A possible interpretation of the boat and its passengers was presented by Daphne Nash Briggs in "Reading the images on lron-Age coins: I. the sun-boat and its passengers".

Reverse Description

The reverse shows a dog bounding to the right. Below the dog is a pellet circle with two parallel crescents anchored at the top. The crescents end in pellets. Above the dog is a lattice of pellets joined by lines. It has a curved shape to it, and it may be a rendition of the segmented crescent from the “Quart de statère en or au croissant” quarter staters. The middle pellet is bigger than the others and has three points at the bottom, reminiscent of the anemone objects seen on British quarters, such as Aa2 Class 2 “Carn Brea” (34 and 39), Ab2 Class 1 “Great Waltham Chevron” (6 and 22), and Ad2 Class 3 “Geometric” (49, 105, 106, and 108).

Bought iBelgica Lansky Auction 3 lot 158. 5th of January 2021

“Nouvel Atlas des Monnaies Gauloises : IV, Supplément aux tomes I-II-III” by Louis-Pol Delestrée and Marcel Tache Plate Coin


DT S 262 A. Series 41A Class IV (This coin)

The reverse of this unique coin is a departure from the “men in a boat” series as it features a dog on the reverse rather than the standard anemone object above a crooked line. The style of the obverse suggests it’s derived from Gb-Ca2 class 5 (45), and the weight suggests it’s broadly contemporary with that. The coin is featured in “Nouvel Atlas des Monnaies Gauloises : IV, Supplément aux tomes I-II-III” by Louis-Pol Delestrée and Marcel Tache as a new class IV in 41A Series “au bateau”. This would suggest it was a Morini issue, but that’s the lazy assumption. The fact that the reverse is so different suggest another tribe minted it.

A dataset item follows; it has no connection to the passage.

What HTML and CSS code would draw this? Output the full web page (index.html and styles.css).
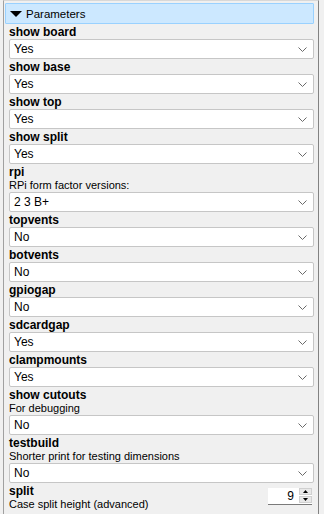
FILE: index.html
```html
<!DOCTYPE html>
<html lang="en">
<head>
    <meta charset="UTF-8">
    <title>Parameters</title>
    <link rel="stylesheet" href="styles.css">
</head>
<body>
    <div class="panel">
        <div class="panel-header">
            <span class="arrow"></span>
            <span>Parameters</span>
        </div>

        <div class="param">
            <div class="param-name">show board</div>
            <div class="combo"><span>Yes</span><svg width="9" height="5" viewBox="0 0 9 5"><polyline points="0.5,0.5 4.5,4.5 8.5,0.5"/></svg></div>
        </div>
        <div class="param">
            <div class="param-name">show base</div>
            <div class="combo"><span>Yes</span><svg width="9" height="5" viewBox="0 0 9 5"><polyline points="0.5,0.5 4.5,4.5 8.5,0.5"/></svg></div>
        </div>
        <div class="param">
            <div class="param-name">show top</div>
            <div class="combo"><span>Yes</span><svg width="9" height="5" viewBox="0 0 9 5"><polyline points="0.5,0.5 4.5,4.5 8.5,0.5"/></svg></div>
        </div>
        <div class="param">
            <div class="param-name">show split</div>
            <div class="combo"><span>Yes</span><svg width="9" height="5" viewBox="0 0 9 5"><polyline points="0.5,0.5 4.5,4.5 8.5,0.5"/></svg></div>
        </div>
        <div class="param">
            <div class="param-name">rpi</div>
            <div class="param-desc">RPi form factor versions:</div>
            <div class="combo"><span>2 3 B+</span><svg width="9" height="5" viewBox="0 0 9 5"><polyline points="0.5,0.5 4.5,4.5 8.5,0.5"/></svg></div>
        </div>
        <div class="param">
            <div class="param-name">topvents</div>
            <div class="combo"><span>No</span><svg width="9" height="5" viewBox="0 0 9 5"><polyline points="0.5,0.5 4.5,4.5 8.5,0.5"/></svg></div>
        </div>
        <div class="param">
            <div class="param-name">botvents</div>
            <div class="combo"><span>No</span><svg width="9" height="5" viewBox="0 0 9 5"><polyline points="0.5,0.5 4.5,4.5 8.5,0.5"/></svg></div>
        </div>
        <div class="param">
            <div class="param-name">gpiogap</div>
            <div class="combo"><span>No</span><svg width="9" height="5" viewBox="0 0 9 5"><polyline points="0.5,0.5 4.5,4.5 8.5,0.5"/></svg></div>
        </div>
        <div class="param">
            <div class="param-name">sdcardgap</div>
            <div class="combo"><span>Yes</span><svg width="9" height="5" viewBox="0 0 9 5"><polyline points="0.5,0.5 4.5,4.5 8.5,0.5"/></svg></div>
        </div>
        <div class="param">
            <div class="param-name">clampmounts</div>
            <div class="combo"><span>Yes</span><svg width="9" height="5" viewBox="0 0 9 5"><polyline points="0.5,0.5 4.5,4.5 8.5,0.5"/></svg></div>
        </div>
        <div class="param">
            <div class="param-name">show cutouts</div>
            <div class="param-desc">For debugging</div>
            <div class="combo"><span>No</span><svg width="9" height="5" viewBox="0 0 9 5"><polyline points="0.5,0.5 4.5,4.5 8.5,0.5"/></svg></div>
        </div>
        <div class="param">
            <div class="param-name">testbuild</div>
            <div class="param-desc">Shorter print for testing dimensions</div>
            <div class="combo"><span>No</span><svg width="9" height="5" viewBox="0 0 9 5"><polyline points="0.5,0.5 4.5,4.5 8.5,0.5"/></svg></div>
        </div>
        <div class="param param-inline">
            <div class="param-text">
                <div class="param-name">split</div>
                <div class="param-desc">Case split height (advanced)</div>
            </div>
            <div class="spinbox">
                <span class="spin-value">9</span>
                <div class="spin-buttons">
                    <span class="spin-btn"><svg width="5" height="3" viewBox="0 0 5 3"><polygon points="2.5,0 5,3 0,3"/></svg></span>
                    <span class="spin-btn"><svg width="5" height="3" viewBox="0 0 5 3"><polygon points="0,0 5,0 2.5,3"/></svg></span>
                </div>
            </div>
        </div>
    </div>
</body>
</html>
```

FILE: styles.css
```css
* {
    margin: 0;
    padding: 0;
    box-sizing: border-box;
}

body {
    background-color: #f0f0f0;
    color: #000;
    font-family: 'Liberation Sans', Arial, sans-serif;
    font-size: 11px;
    width: 324px;
    height: 514px;
    overflow: hidden;
}

.panel {
    margin-left: 3px;
    width: 316px;
    min-height: 514px;
    border-left: 1px solid #a0a0a0;
    border-right: 1px solid #828282;
    border-top: 1px solid #d8d8d8;
    padding: 2px 4px 0 1px;
}

.panel-header {
    height: 21px;
    background-color: #cce8ff;
    border: 1px solid #99d1ff;
    border-radius: 1px;
    display: flex;
    align-items: center;
    gap: 4px;
    padding: 1px 0 0 4px;
    font-size: 11.5px;
}

.arrow {
    width: 0;
    height: 0;
    border-left: 6px solid transparent;
    border-right: 6px solid transparent;
    border-top: 6px solid #000;
}

.param {
    padding-left: 4px;
}

.param-name {
    font-weight: bold;
    font-size: 12px;
    line-height: 14px;
    padding-top: 1px;
}

.param-desc {
    line-height: 13px;
}

.combo {
    height: 20px;
    background-color: #fff;
    border: 1px solid #c6c6c6;
    border-radius: 2px;
    display: flex;
    align-items: center;
    justify-content: space-between;
    padding: 0 6px 0 4px;
    font-size: 12px;
}

.combo svg polyline {
    fill: none;
    stroke: #6a6a6a;
    stroke-width: 1;
}

.param-inline {
    display: flex;
    align-items: flex-start;
    justify-content: space-between;
}

.spinbox {
    margin-top: 5px;
    margin-right: 2px;
    width: 44px;
    height: 17px;
    background-color: #fff;
    border-bottom: 1px solid #7a7a7a;
    display: flex;
    justify-content: flex-end;
    font-size: 12px;
}

.spin-value {
    line-height: 16px;
    padding-right: 5px;
}

.spin-buttons {
    width: 13px;
    display: flex;
    flex-direction: column;
    gap: 1px;
    padding-bottom: 1px;
}

.spin-btn {
    flex: 1;
    background-color: #e8e8e8;
    border: 1px solid #d0d0d0;
    display: flex;
    align-items: center;
    justify-content: center;
}

.spin-btn svg polygon {
    fill: #000;
}
```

The most obvious contender is the Atrebates, who were a neighbour of the Morini. There are a number of similarities between this coin and ABC 1148 which is a later coin minted by them in Britain.

ABC 1148. Photo Copyright Oxford University & The Portable Antiquities Scheme (CC BY-SA 4.0)

The obverse of ABC 1148 features a six pointed star with pellet terminals, which is very reminiscant of the star on the obverse of this coin. The reverse of ABC 1148 features a bounding dog with a pellet rosette below, and a beaded border around. An older coin of theirs from Gaul, the “Quart de statère en or au croissant” has an hollow crescent above the animal with three lines segmenting it into four triangular pieces. There are hints of this above the dog on this coin. The overall shape is similar, but it’s composed of pellets joined by straight lines. The GB-D “A-Type Tree” quarter stater (62) is also thought to have been minted by the Atrebates. This is one of the GB-D “au bateau” quarter staters, but with an AT monogram in place of the boat on the obverse.